## What is required
Quote every line below exactly and skip any picture.

+++ Records shown

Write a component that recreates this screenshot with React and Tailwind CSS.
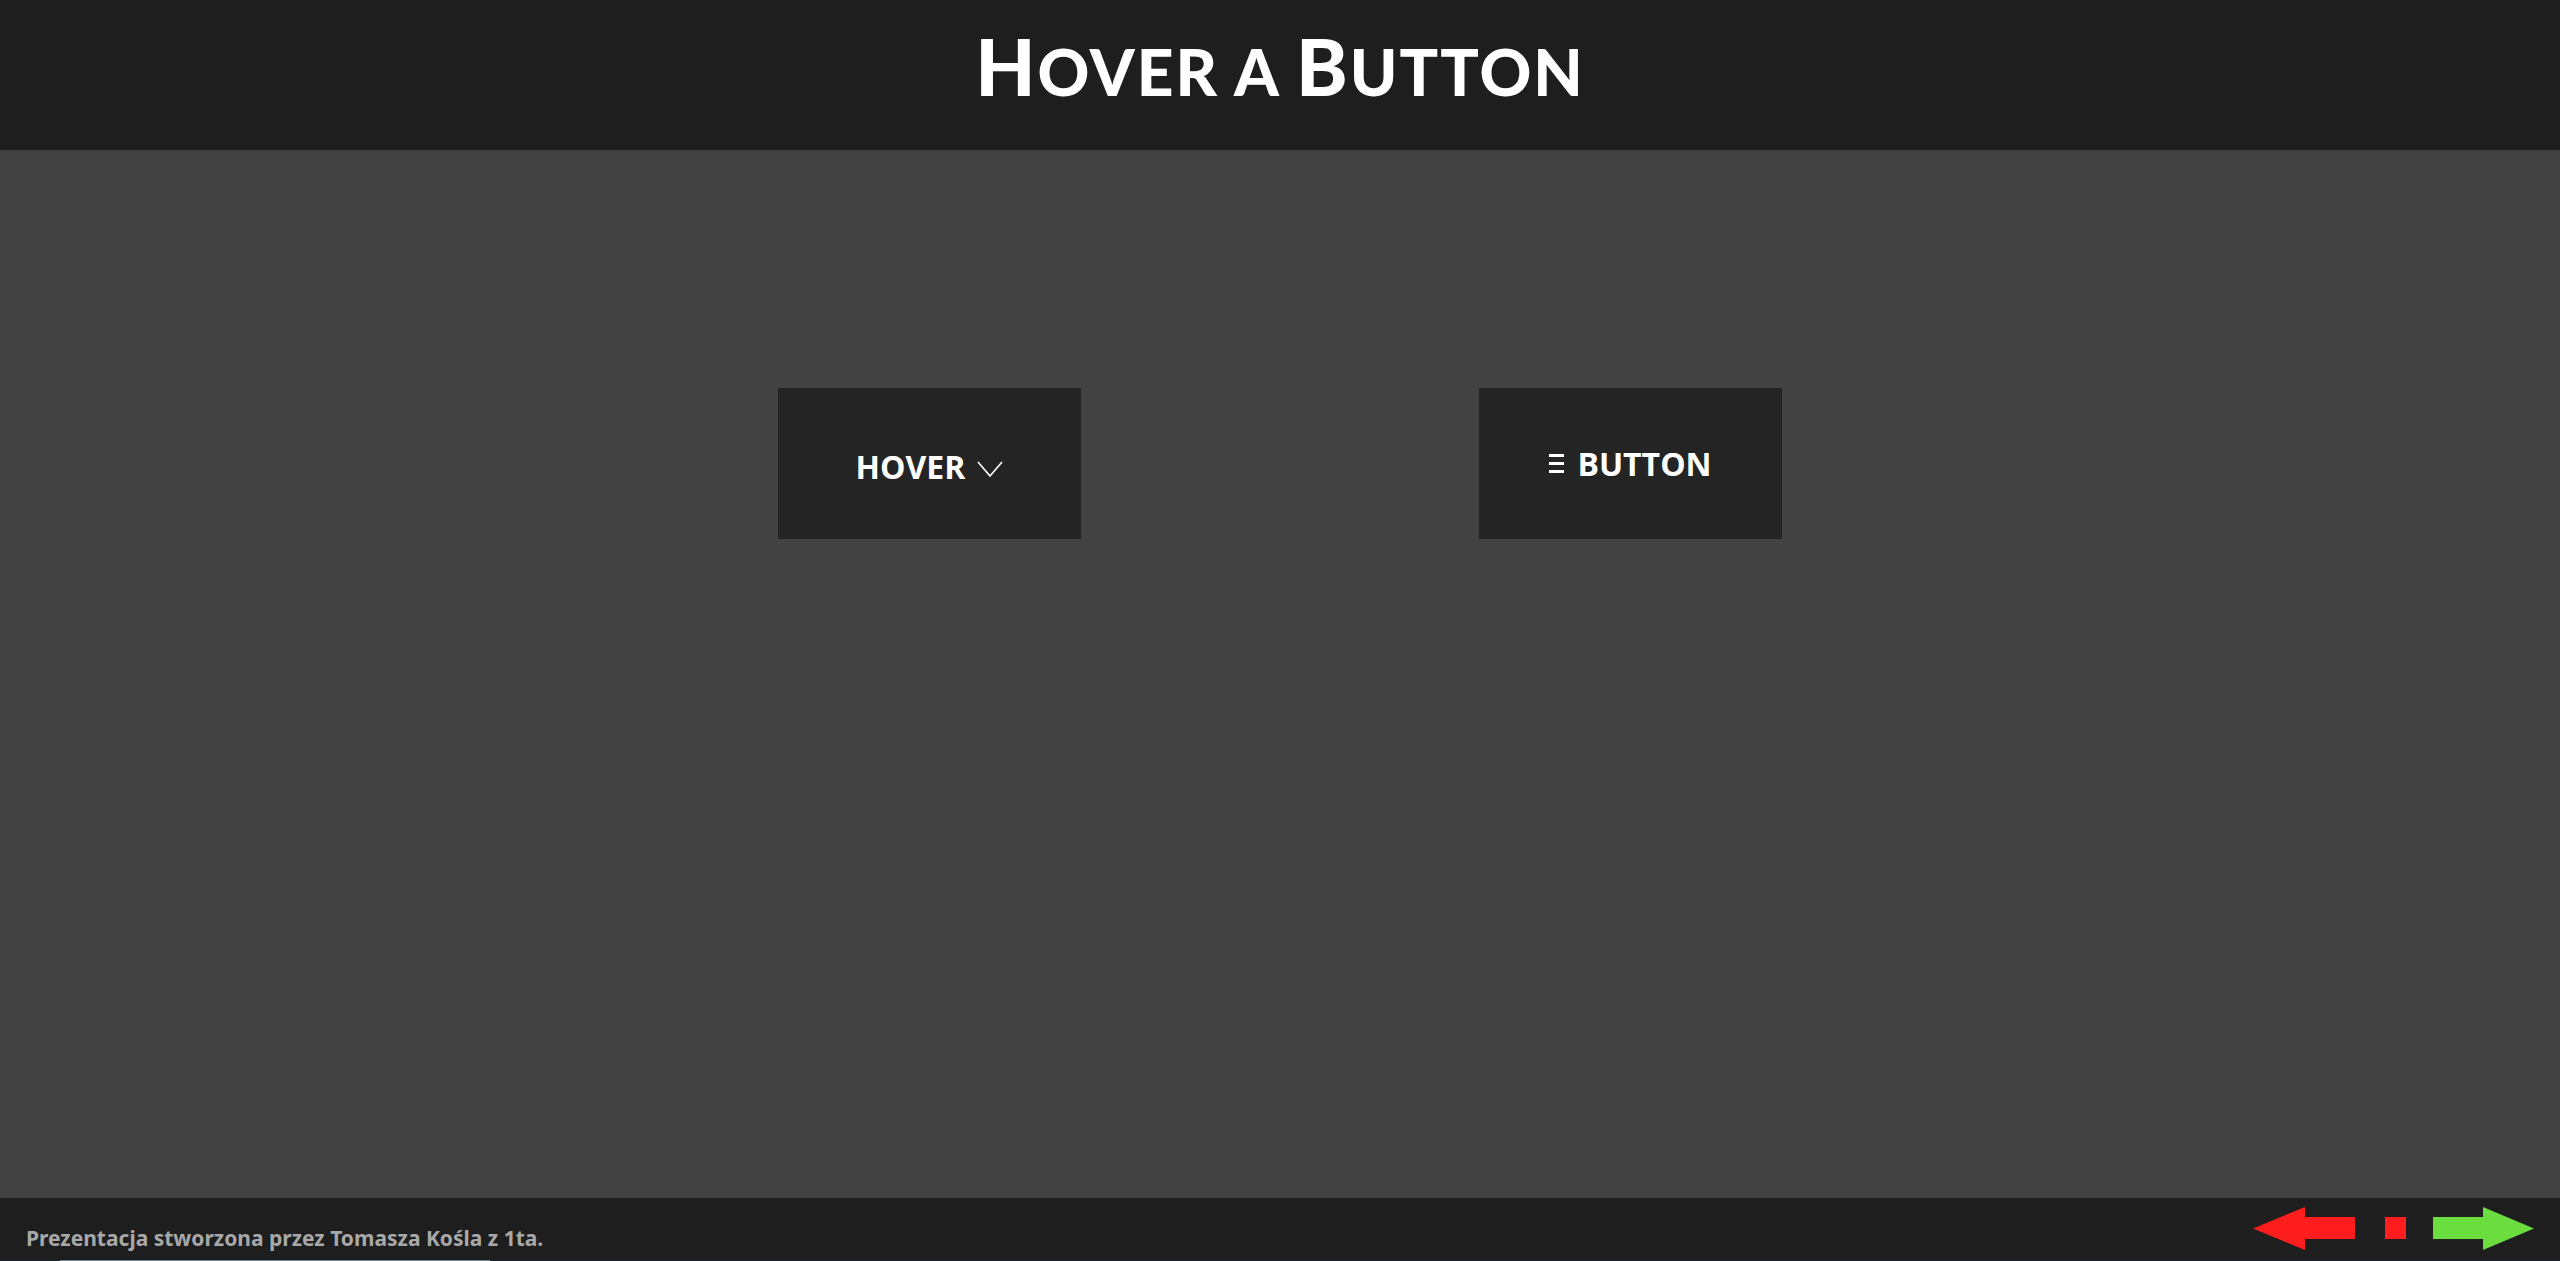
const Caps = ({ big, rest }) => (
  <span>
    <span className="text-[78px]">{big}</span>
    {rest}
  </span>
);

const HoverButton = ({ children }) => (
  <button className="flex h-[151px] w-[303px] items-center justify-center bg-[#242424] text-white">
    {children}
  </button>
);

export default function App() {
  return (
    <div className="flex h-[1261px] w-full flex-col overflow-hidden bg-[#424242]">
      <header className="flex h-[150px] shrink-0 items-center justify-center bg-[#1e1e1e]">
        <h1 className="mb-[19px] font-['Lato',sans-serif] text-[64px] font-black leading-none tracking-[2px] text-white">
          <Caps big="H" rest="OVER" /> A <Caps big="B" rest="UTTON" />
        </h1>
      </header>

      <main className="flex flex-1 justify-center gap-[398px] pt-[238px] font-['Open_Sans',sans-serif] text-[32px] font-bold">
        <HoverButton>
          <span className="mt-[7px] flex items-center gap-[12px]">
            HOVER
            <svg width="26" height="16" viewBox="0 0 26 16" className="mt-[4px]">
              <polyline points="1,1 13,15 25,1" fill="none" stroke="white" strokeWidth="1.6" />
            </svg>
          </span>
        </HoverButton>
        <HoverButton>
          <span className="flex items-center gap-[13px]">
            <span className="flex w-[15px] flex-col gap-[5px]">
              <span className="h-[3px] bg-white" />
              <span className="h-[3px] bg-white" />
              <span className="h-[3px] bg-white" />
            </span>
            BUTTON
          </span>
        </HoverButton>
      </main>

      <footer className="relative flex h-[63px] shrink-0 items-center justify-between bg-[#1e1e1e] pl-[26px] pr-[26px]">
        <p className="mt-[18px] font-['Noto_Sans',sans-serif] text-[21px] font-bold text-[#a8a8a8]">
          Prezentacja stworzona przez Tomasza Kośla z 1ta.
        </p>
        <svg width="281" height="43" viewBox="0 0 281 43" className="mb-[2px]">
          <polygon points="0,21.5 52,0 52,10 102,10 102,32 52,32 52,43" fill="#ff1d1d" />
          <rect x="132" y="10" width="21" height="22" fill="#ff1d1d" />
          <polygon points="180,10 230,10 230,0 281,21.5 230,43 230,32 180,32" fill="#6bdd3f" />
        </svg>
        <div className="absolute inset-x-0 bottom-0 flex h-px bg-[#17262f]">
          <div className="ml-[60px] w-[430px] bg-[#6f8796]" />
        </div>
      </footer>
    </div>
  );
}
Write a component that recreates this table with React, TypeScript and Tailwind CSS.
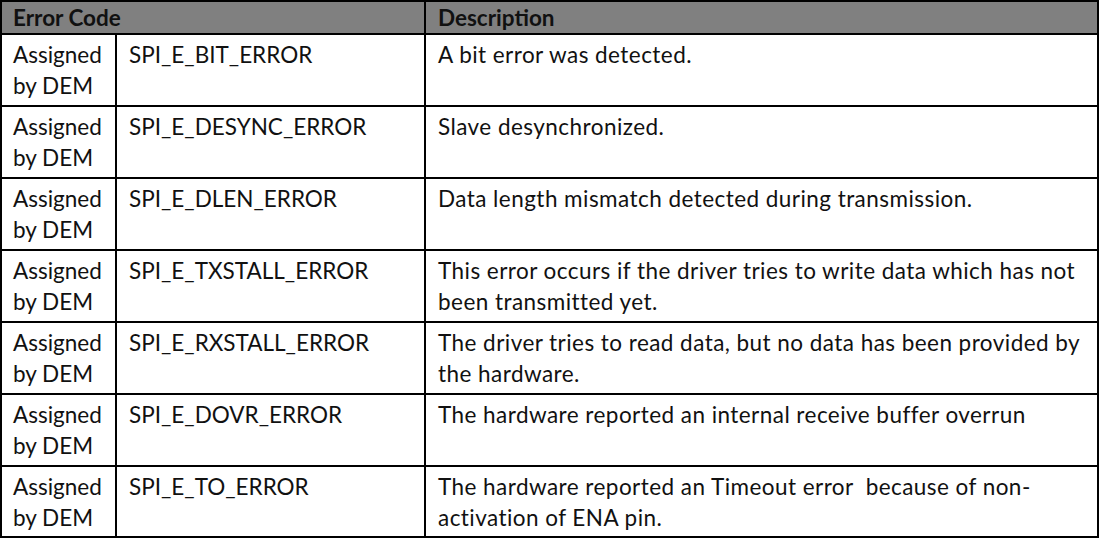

++++++

## Problem solution
Write a component that recreates this screenshot with React and Tailwind CSS.
const Caps = ({ big, rest }) => (
  <span>
    <span className="text-[78px]">{big}</span>
    {rest}
  </span>
);

const HoverButton = ({ children }) => (
  <button className="flex h-[151px] w-[303px] items-center justify-center bg-[#242424] text-white">
    {children}
  </button>
);

export default function App() {
  return (
    <div className="flex h-[1261px] w-full flex-col overflow-hidden bg-[#424242]">
      <header className="flex h-[150px] shrink-0 items-center justify-center bg-[#1e1e1e]">
        <h1 className="mb-[19px] font-['Lato',sans-serif] text-[64px] font-black leading-none tracking-[2px] text-white">
          <Caps big="H" rest="OVER" /> A <Caps big="B" rest="UTTON" />
        </h1>
      </header>

      <main className="flex flex-1 justify-center gap-[398px] pt-[238px] font-['Open_Sans',sans-serif] text-[32px] font-bold">
        <HoverButton>
          <span className="mt-[7px] flex items-center gap-[12px]">
            HOVER
            <svg width="26" height="16" viewBox="0 0 26 16" className="mt-[4px]">
              <polyline points="1,1 13,15 25,1" fill="none" stroke="white" strokeWidth="1.6" />
            </svg>
          </span>
        </HoverButton>
        <HoverButton>
          <span className="flex items-center gap-[13px]">
            <span className="flex w-[15px] flex-col gap-[5px]">
              <span className="h-[3px] bg-white" />
              <span className="h-[3px] bg-white" />
              <span className="h-[3px] bg-white" />
            </span>
            BUTTON
          </span>
        </HoverButton>
      </main>

      <footer className="relative flex h-[63px] shrink-0 items-center justify-between bg-[#1e1e1e] pl-[26px] pr-[26px]">
        <p className="mt-[18px] font-['Noto_Sans',sans-serif] text-[21px] font-bold text-[#a8a8a8]">
          Prezentacja stworzona przez Tomasza Kośla z 1ta.
        </p>
        <svg width="281" height="43" viewBox="0 0 281 43" className="mb-[2px]">
          <polygon points="0,21.5 52,0 52,10 102,10 102,32 52,32 52,43" fill="#ff1d1d" />
          <rect x="132" y="10" width="21" height="22" fill="#ff1d1d" />
          <polygon points="180,10 230,10 230,0 281,21.5 230,43 230,32 180,32" fill="#6bdd3f" />
        </svg>
        <div className="absolute inset-x-0 bottom-0 flex h-px bg-[#17262f]">
          <div className="ml-[60px] w-[430px] bg-[#6f8796]" />
        </div>
      </footer>
    </div>
  );
}
Write a component that recreates this table with React, TypeScript and Tailwind CSS.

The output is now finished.